FreeBSD Foundation is pleased to announce that building FreeBSD without root privileges has been completed. All source versions now support building with an unprivileged infrastructure, eliminating the need for root throughout the FreeBSD release process. This work was done as part of a project commissioned by the Sovereign Tech Agency.
These changes are currently available in the FreeBSD development branch and are expected to be merged into the FreeBSD 15.0 release branch.
Removing the root privilege requirement
When building release artifacts, operations such as creating device files, setting ownership, and mounting file systems no longer require root. Consequently, both the official build system and community contributors can perform builds in an unprivileged environment or container, reducing the attack surface and the risk of privilege escalation.
Reproducible builds
The changes include eliminating or normalizing timestamps, stabilizing file‑list ordering and package metadata, and unifying the build environment (including debug paths and locale settings). Build tools such as mkimg now also support reproducible artifacts.

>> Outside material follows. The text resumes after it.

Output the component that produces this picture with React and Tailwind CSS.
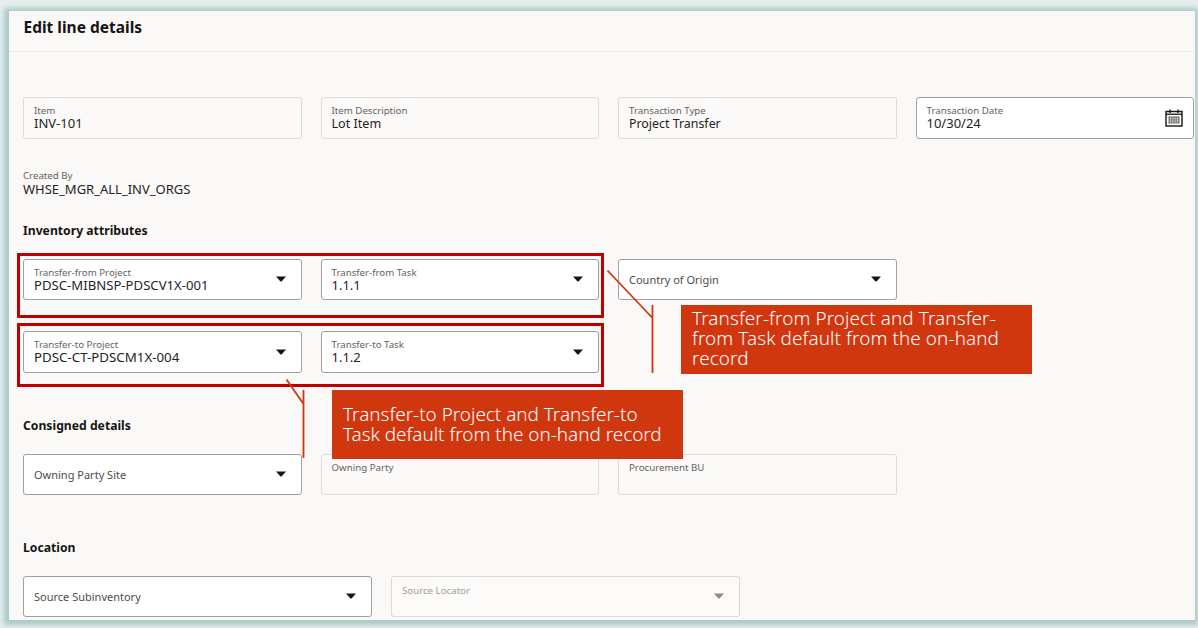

Reproducible builds enhance software‑supply‑chain trust by allowing verification that build outputs correspond to the published source, aiding debugging, auditing, continuous integration, and long‑term maintenance.
By removing the root dependency, FreeBSD lowers the attack surface and security risks during the build process, making automated CI/CD pipelines easier to deploy. At the same time, reproducible builds ensure that identical source inputs produce byte‑identical binaries, significantly improving transparency and trust in the software supply chain.
These improvements are enabled in the FreeBSD development branch and are expected to be fully integrated in FreeBSD 15.0, marking an important step for system developers and security researchers.